Although Louima was unquestionably the victim of a heinous attack, "that does not give him the right to make my client a victim, too, for something he did not do," Fischetti said.

On Monday, lawyers for accused co-conspirators Thomas Wiese and Thomas Bruder said the calls and other evidence did not prove that the three conspired to obstruct justice by covering up Schwarz's alleged role as an accomplice in the brutal assault of Louima.

"You've never heard the term `blue wall of suicide.'...You don't put yourself at the murder scene when two people are wanted and they only have one," Wiese attorney Joseph Tacopina said, hoping to show his client had no ulterior motive in telling investigators that Wiese, not Schwarz, was present when another cop sodomized the Haitian immigrant with a broomstick.

The defense contends that since Schwarz was not present, there can be no conspiracy.

Summing up for the government, Assistant U.S. Attorney Lauren Resnick said the evidence proved that Schwarz took part in what she called "one of the most brutal acts ever committed by a uniformed police officer" and that the trio conspired in phone calls afterward to invent a plausible alibi for him.

Schwarz testified earlier that he was outside the building, inspecting his patrol car for possible hidden contraband, at the time Justin Volpe was attacking Louima in the mistaken belief Louima had punched Volpe during a street melee.

Volpe is serving 30 years in prison after pleading guilty to violating Louima's civil rights by ramming a broomstick into his rectum.

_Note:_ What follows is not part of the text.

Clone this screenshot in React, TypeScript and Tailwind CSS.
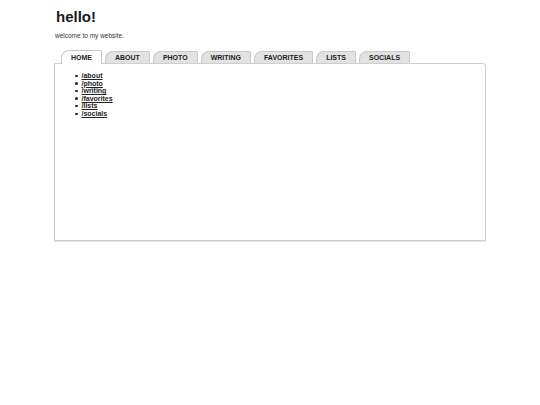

Schwarz, 34, who faces a possible lie sentence for having held Louima down during the assault, is now accused along with Wiese, 34, and Bruder, 37, of conspiring to conceal his participation. The latter charge carries a term of up to five years.

Resnick ridiculed Wiese for subjecting himself to "the least amount of personal risk" by volunteering to investigators that he entered the bathroom during the assault and tried to rescue Louima but never saw Schwarz there.

"Why would Thomas Wiese take the risk, risk his family, his career, exposing himself to possible indictment...if he was not there?" Tacopina asked in response.

Bruder's attorney, Stuart London, said the few phone calls and other actions involving his client showed he was not part of any conspiracy.

He said the government glossed over lies and omissions by its own witnesses, including Louima, to make its case against the three officers.

"These people are all part of Team Government," he said.

In her summation, Resnick slammed Volpe as a "sadistic, lying animal" whose testimony two weeks ago was filled with falsehoods, contradictions and an attempt to justify his acts by blaming Louima for being defiant.

"He didn't want to answer direct questions ... he wiggled and waggled and went off on tangents," she told jurors. "You knew Justin Volpe was lying when he said Thomas Wiese and not Charles Schwarz walked Abner Louima to the bathroom."